## [WHAT TO WORK ON]
Transcribe the material verbatim in full; the pictures do not belong in the copy.

Entries with page source code:
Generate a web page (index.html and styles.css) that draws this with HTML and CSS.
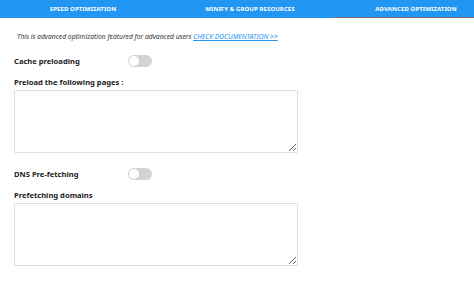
FILE: index.html
```html
<!DOCTYPE html>
<html>
  <head>
    <title>Advanced Optimization</title>
    <meta name="viewport" content="width=device-width, initial-scale=1" />
    <link rel="stylesheet" href="styles.css">
  </head>
  <body>
    <div class="tabs">
      <div class="tab tab-speed">Speed Optimization</div>
      <div class="tab tab-minify">Minify &amp; Group Resources</div>
      <div class="tab tab-advanced active">Advanced Optimization</div>
    </div>

    <div class="panel">
      <p class="intro">
        This is advanced optimization featured for advanced users
        <a href="#">CHECK DOCUMENTATION &gt;&gt;</a>
      </p>

      <div class="switch-row first">
        <label>Cache preloading</label>
        <span class="toggle"></span>
      </div>

      <div class="field">
        <label for="preload">Preload the following pages :</label>
        <textarea id="preload"></textarea>
      </div>

      <div class="switch-row">
        <label>DNS Pre-fetching</label>
        <span class="toggle"></span>
      </div>

      <div class="field">
        <label for="domains">Prefetching domains</label>
        <textarea id="domains"></textarea>
      </div>
    </div>
  </body>
</html>
```

FILE: styles.css
```css
/* Page */
body {
  margin: 0;
  background: #fff;
  font-family: "Noto Sans", "Open Sans", sans-serif;
  color: #222;
}

/* Tabs */
.tabs {
  display: grid;
  grid-template-columns: 166px 168px 1fr;
  height: 18px;
  background-color: #2196f3;
}

.tab {
  display: flex;
  align-items: center;
  justify-content: center;
  color: #fff;
  font-size: 6px;
  font-weight: 700;
  text-transform: uppercase;
  letter-spacing: 0.1px;
}

.tab-advanced {
  padding-left: 24px;
}

.tab.active {
  border-bottom: 1px solid #7d6468;
  box-sizing: border-box;
  padding-top: 1px;
}

/* Content */
.panel {
  padding: 0 14px;
}

.intro {
  margin: 14px 0 0 3px;
  font-size: 6.75px;
  font-style: italic;
  color: #333;
}

.intro a {
  color: #2196f3;
}

.switch-row {
  display: flex;
  align-items: center;
  margin-top: 15px;
  height: 12px;
}

.switch-row.first {
  margin-top: 14px;
}

.switch-row label {
  width: 114px;
  font-size: 7.6px;
  font-weight: 700;
  line-height: 12px;
}

.toggle {
  position: relative;
  width: 24px;
  height: 12px;
  border-radius: 6px;
  background: #d3d3d3;
}

.toggle::after {
  content: "";
  position: absolute;
  left: 1px;
  top: 1px;
  width: 10px;
  height: 10px;
  border-radius: 50%;
  background: #fff;
}

.field {
  margin-top: 10px;
}

.field label {
  display: block;
  font-size: 7.6px;
  font-weight: 700;
  line-height: 10px;
  margin-bottom: 3px;
}

.field textarea {
  display: block;
  box-sizing: border-box;
  width: 284px;
  height: 63px;
  margin: 0;
  border: 1px solid #ddd;
  border-radius: 1px;
  resize: vertical;
}
```
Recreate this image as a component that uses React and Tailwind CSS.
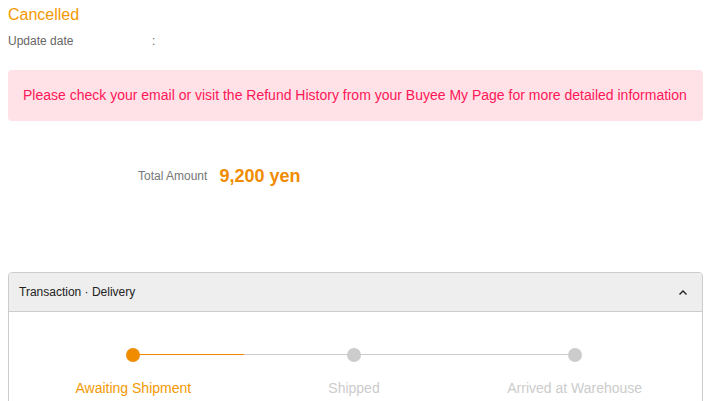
export default function App() {
  const steps = [
    { label: "Awaiting Shipment", active: true },
    { label: "Shipped", active: false },
    { label: "Arrived at Warehouse", active: false },
  ];
  return (
    <div className="w-[708px] h-[401px] overflow-hidden bg-white font-['Liberation_Sans',Arial,sans-serif]">
      <div className="pl-2 pr-[5px]">
        <div className="pt-[5px] text-[16px] leading-[20px] text-[#f39800]">Cancelled</div>
        <div className="mt-[8px] flex text-[12px] leading-[16px] text-[#666]">
          <span className="w-[144px]">Update date</span>
          <span>:</span>
        </div>
        <div className="mt-[21px] h-[51px] rounded-[4px] bg-[#ffe2e7] px-[15px] flex items-center whitespace-nowrap text-[14px] text-[#ff1658]">
          Please check your email or visit the Refund History from your Buyee My Page for more detailed information
        </div>
        <div className="mt-[44px] flex items-center h-[22px] pl-[130px]">
          <span className="text-[12px] text-[#777] mr-[12px]">Total Amount</span>
          <span className="text-[18px] font-bold text-[#f08c00]">9,200 yen</span>
        </div>
        <div className="mt-[85px] rounded-t-[4px] border border-[#cccccc]">
          <div className="h-[39px] bg-[#eeeeee] border-b border-[#cccccc] flex items-center justify-between pl-[10px] pr-[14px] rounded-t-[4px]">
            <span className="text-[12px] text-[#222]">Transaction · Delivery</span>
            <svg width="10" height="7" viewBox="0 0 10 7" fill="none">
              <path d="M1.5 5.5 L5 2 L8.5 5.5" stroke="#222" strokeWidth="1.4" />
            </svg>
          </div>
          <div className="pl-[14px] pr-[17px] pt-[36px] pb-[20px] grid grid-cols-3">
            {steps.map((s, i) => (
              <div key={i} className="flex flex-col items-center">
                <div className="relative w-full h-[14px] flex justify-center">
                  {i < steps.length - 1 && (
                    <div className="absolute left-1/2 top-[6px] w-full h-px bg-[#cccccc]">
                      {s.active && <div className="h-px w-1/2 bg-[#f08c00]" />}
                    </div>
                  )}
                  <div
                    className={
                      "relative w-[14px] h-[14px] rounded-full " +
                      (s.active ? "bg-[#f08c00]" : "bg-[#cccccc]")
                    }
                  />
                </div>
                <div
                  className={
                    "mt-[18px] text-[14px] leading-[16px] " +
                    (s.active ? "text-[#f39800]" : "text-[#cccccc]")
                  }
                >
                  {s.label}
                </div>
              </div>
            ))}
          </div>
        </div>
      </div>
    </div>
  );
}
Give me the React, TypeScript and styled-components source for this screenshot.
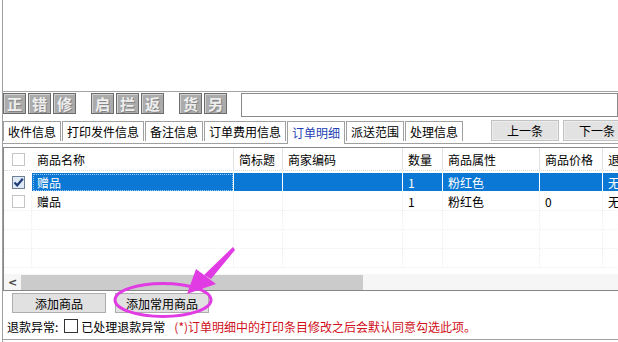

## [TASK SOLUTION]
Generate a web page (index.html and styles.css) that draws this with HTML and CSS.
FILE: index.html
```html
<!DOCTYPE html>
<html>
  <head>
    <title>Advanced Optimization</title>
    <meta name="viewport" content="width=device-width, initial-scale=1" />
    <link rel="stylesheet" href="styles.css">
  </head>
  <body>
    <div class="tabs">
      <div class="tab tab-speed">Speed Optimization</div>
      <div class="tab tab-minify">Minify &amp; Group Resources</div>
      <div class="tab tab-advanced active">Advanced Optimization</div>
    </div>

    <div class="panel">
      <p class="intro">
        This is advanced optimization featured for advanced users
        <a href="#">CHECK DOCUMENTATION &gt;&gt;</a>
      </p>

      <div class="switch-row first">
        <label>Cache preloading</label>
        <span class="toggle"></span>
      </div>

      <div class="field">
        <label for="preload">Preload the following pages :</label>
        <textarea id="preload"></textarea>
      </div>

      <div class="switch-row">
        <label>DNS Pre-fetching</label>
        <span class="toggle"></span>
      </div>

      <div class="field">
        <label for="domains">Prefetching domains</label>
        <textarea id="domains"></textarea>
      </div>
    </div>
  </body>
</html>
```

FILE: styles.css
```css
/* Page */
body {
  margin: 0;
  background: #fff;
  font-family: "Noto Sans", "Open Sans", sans-serif;
  color: #222;
}

/* Tabs */
.tabs {
  display: grid;
  grid-template-columns: 166px 168px 1fr;
  height: 18px;
  background-color: #2196f3;
}

.tab {
  display: flex;
  align-items: center;
  justify-content: center;
  color: #fff;
  font-size: 6px;
  font-weight: 700;
  text-transform: uppercase;
  letter-spacing: 0.1px;
}

.tab-advanced {
  padding-left: 24px;
}

.tab.active {
  border-bottom: 1px solid #7d6468;
  box-sizing: border-box;
  padding-top: 1px;
}

/* Content */
.panel {
  padding: 0 14px;
}

.intro {
  margin: 14px 0 0 3px;
  font-size: 6.75px;
  font-style: italic;
  color: #333;
}

.intro a {
  color: #2196f3;
}

.switch-row {
  display: flex;
  align-items: center;
  margin-top: 15px;
  height: 12px;
}

.switch-row.first {
  margin-top: 14px;
}

.switch-row label {
  width: 114px;
  font-size: 7.6px;
  font-weight: 700;
  line-height: 12px;
}

.toggle {
  position: relative;
  width: 24px;
  height: 12px;
  border-radius: 6px;
  background: #d3d3d3;
}

.toggle::after {
  content: "";
  position: absolute;
  left: 1px;
  top: 1px;
  width: 10px;
  height: 10px;
  border-radius: 50%;
  background: #fff;
}

.field {
  margin-top: 10px;
}

.field label {
  display: block;
  font-size: 7.6px;
  font-weight: 700;
  line-height: 10px;
  margin-bottom: 3px;
}

.field textarea {
  display: block;
  box-sizing: border-box;
  width: 284px;
  height: 63px;
  margin: 0;
  border: 1px solid #ddd;
  border-radius: 1px;
  resize: vertical;
}
```
Recreate this image as a component that uses React and Tailwind CSS.
export default function App() {
  const steps = [
    { label: "Awaiting Shipment", active: true },
    { label: "Shipped", active: false },
    { label: "Arrived at Warehouse", active: false },
  ];
  return (
    <div className="w-[708px] h-[401px] overflow-hidden bg-white font-['Liberation_Sans',Arial,sans-serif]">
      <div className="pl-2 pr-[5px]">
        <div className="pt-[5px] text-[16px] leading-[20px] text-[#f39800]">Cancelled</div>
        <div className="mt-[8px] flex text-[12px] leading-[16px] text-[#666]">
          <span className="w-[144px]">Update date</span>
          <span>:</span>
        </div>
        <div className="mt-[21px] h-[51px] rounded-[4px] bg-[#ffe2e7] px-[15px] flex items-center whitespace-nowrap text-[14px] text-[#ff1658]">
          Please check your email or visit the Refund History from your Buyee My Page for more detailed information
        </div>
        <div className="mt-[44px] flex items-center h-[22px] pl-[130px]">
          <span className="text-[12px] text-[#777] mr-[12px]">Total Amount</span>
          <span className="text-[18px] font-bold text-[#f08c00]">9,200 yen</span>
        </div>
        <div className="mt-[85px] rounded-t-[4px] border border-[#cccccc]">
          <div className="h-[39px] bg-[#eeeeee] border-b border-[#cccccc] flex items-center justify-between pl-[10px] pr-[14px] rounded-t-[4px]">
            <span className="text-[12px] text-[#222]">Transaction · Delivery</span>
            <svg width="10" height="7" viewBox="0 0 10 7" fill="none">
              <path d="M1.5 5.5 L5 2 L8.5 5.5" stroke="#222" strokeWidth="1.4" />
            </svg>
          </div>
          <div className="pl-[14px] pr-[17px] pt-[36px] pb-[20px] grid grid-cols-3">
            {steps.map((s, i) => (
              <div key={i} className="flex flex-col items-center">
                <div className="relative w-full h-[14px] flex justify-center">
                  {i < steps.length - 1 && (
                    <div className="absolute left-1/2 top-[6px] w-full h-px bg-[#cccccc]">
                      {s.active && <div className="h-px w-1/2 bg-[#f08c00]" />}
                    </div>
                  )}
                  <div
                    className={
                      "relative w-[14px] h-[14px] rounded-full " +
                      (s.active ? "bg-[#f08c00]" : "bg-[#cccccc]")
                    }
                  />
                </div>
                <div
                  className={
                    "mt-[18px] text-[14px] leading-[16px] " +
                    (s.active ? "text-[#f39800]" : "text-[#cccccc]")
                  }
                >
                  {s.label}
                </div>
              </div>
            ))}
          </div>
        </div>
      </div>
    </div>
  );
}
Give me the React, TypeScript and styled-components source for this screenshot.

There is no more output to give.